In other words, our data suggest that because gratitude relies on the brain networks associated with social bonding and stress relief, this may explain in part how grateful feelings lead to health benefits over time. Feeling grateful and recognizing help from others creates a more relaxed body state and allows the subsequent benefits of lowered stress to wash over us. (We recently published a scientific paper elaborating on these ideas.)
Perhaps even more encouraging, researcher Prathik Kini and colleagues at Indiana University performed a subsequent study examining how practicing gratitude can alter brain function in depressed individuals. They found evidence that gratitude may induce structural changes in the very same parts of the brain that we found active in our experiment.
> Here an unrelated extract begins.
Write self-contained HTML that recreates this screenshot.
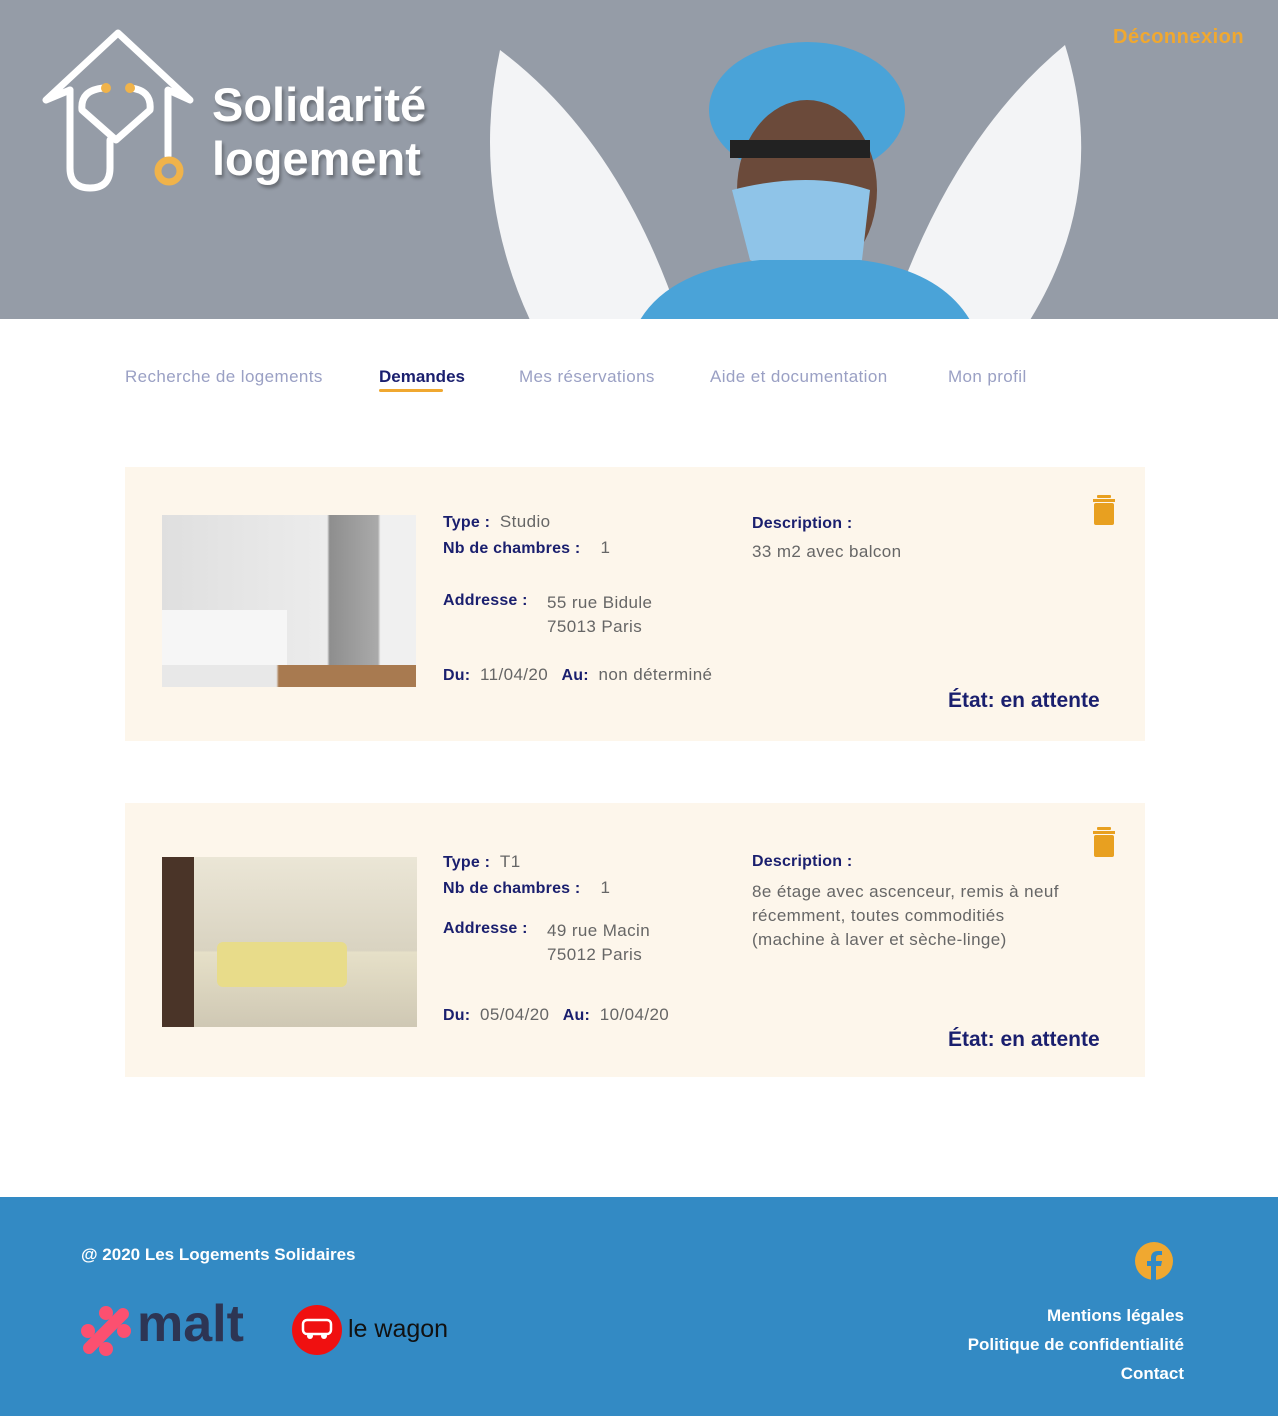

Such a result, in complement to our own, tells a story of how the mental practice of gratitude may even be able to change and re-wire the brain. (For more on Kini’s research, read this Greater Good article by his co-authors Joel Wong and Joshua Brown.)
Of course, these findings are still only the first steps in a much longer process. My colleagues and I are heartened by the growth of gratitude research and encourage other research groups to join us in studying this powerful emotion. What is clear so far is the deep and serious need to continue studying gratitude and exploring the limits of its capacities.
I am doubly inspired to practice it in my everyday life. Indeed, all of us will experience deep loss and struggle in our lives.
Based on my research so far, I believe gratitude’s capacity to ameliorate suffering in these circumstances does not stem from our ability to “think happy thoughts” or deny reality. Instead, its benefits likely stem from the same functions that it serves in other aspects of our lives: It brings us together, raises awareness of what we have, and impels us to consider how we can recognize and spread human goodness.